“We have no home in this world, I used to say, and then I’d walk back up the road to this old place and make myself a pot of coffee and a fried-egg sandwich and listen to the radio, when I got one, in the dark as often as not… I didn’t feel very much at home in the world, that was a fact. Now I do.” Rev. John Ames, Gilead (by Marilynne Robinson)
In Marilynne Robinson’s Gilead, the dying pastor John Ames reflects on the comfort he’s found in life, now that—in his seventies—he has a wife and child. He finally has a home. It’s harder to say to those who are dying that “it’s like going home.”
In time, or at times, we all feel attached to the life we know. We get comfortable with our surroundings, our possessions, and above all with the people we love. We come to be at home in this life. We become accustomed to the way we know things. And with age we grow more apprehensive about allowing change in our life.

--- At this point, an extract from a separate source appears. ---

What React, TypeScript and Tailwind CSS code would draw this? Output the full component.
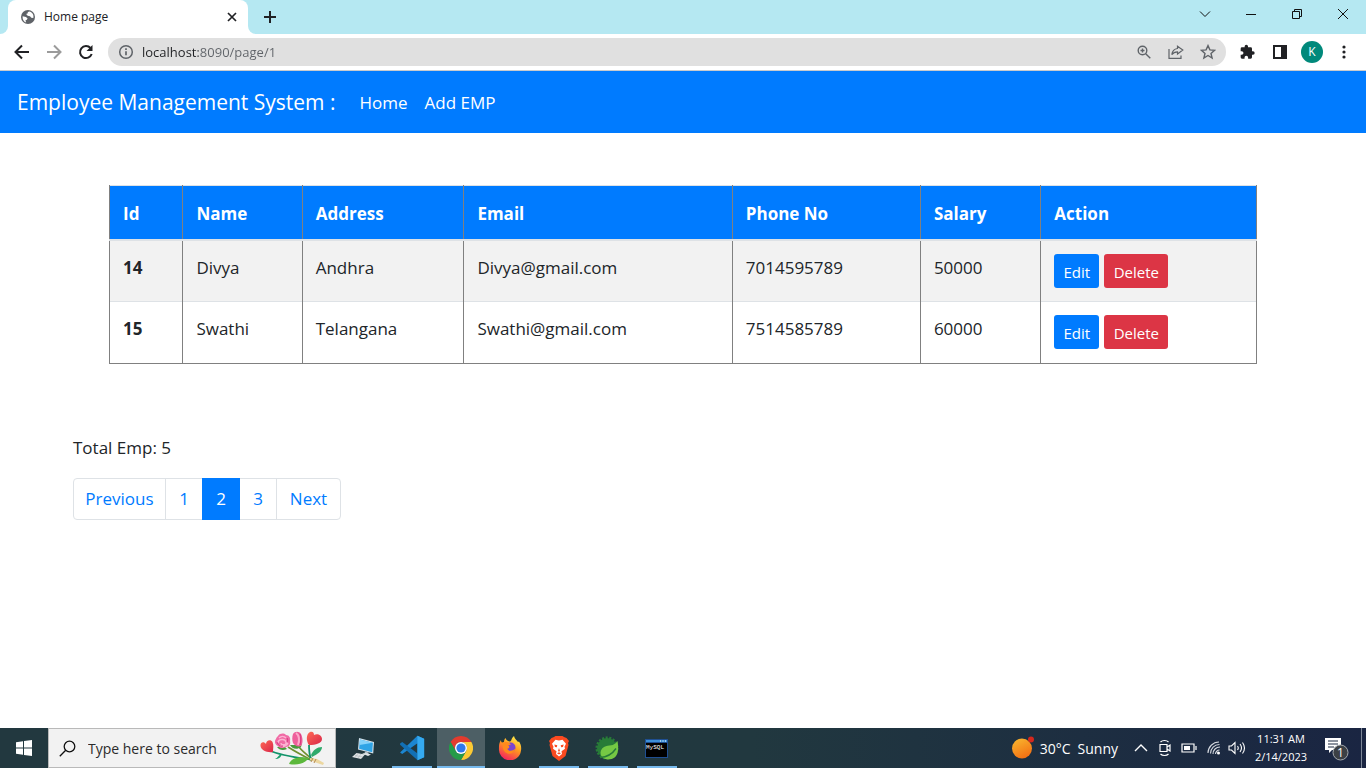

Our comfort, our safety, our security in knowing what to expect come to rule us. We consider our decisions in light of how much they will jar us from the status quo.
But Jesus issues a challenge:
“If any want to become my followers, let them deny themselves and take up their cross daily and follow me.” (Luke 9:23)
To be a follower of Jesus is to deny ourselves that luxury of hanging on to our own perfectly constructed and safely guarded world. To be a follower of Jesus is, shockingly, to make a decision each day to pick up our cross—to lay it all on the line for Jesus.
It sounds terrifying.
What it is, however, is trust.
Jesus continues: “For those who want to save their life will lose it, and those who lose their life for my sake will save it. What does it profit them if they gain the whole world, but lose or forfeit themselves?” (9:24-25)
The world we’re grasping so tightly—whether it be our status, our financial comfort, the safety we know in our small circle of loved ones, our own preference to be spectators rather than participants in God’s gracious mission to this world in the coming, life, death, and resurrection of Jesus Christ—that world will let us down. The surprise of Jesus’ radical summons is what he says will happen if we give ourselves fully to him: by letting go of our momentary comfort, we are given something much better. In putting our safe little world at his disposal, Jesus wonderfully gives us…our life, our true self, and a fulfillment of our purpose that we can find nowhere else.
Do we trust that he is telling the truth? How will we answer him?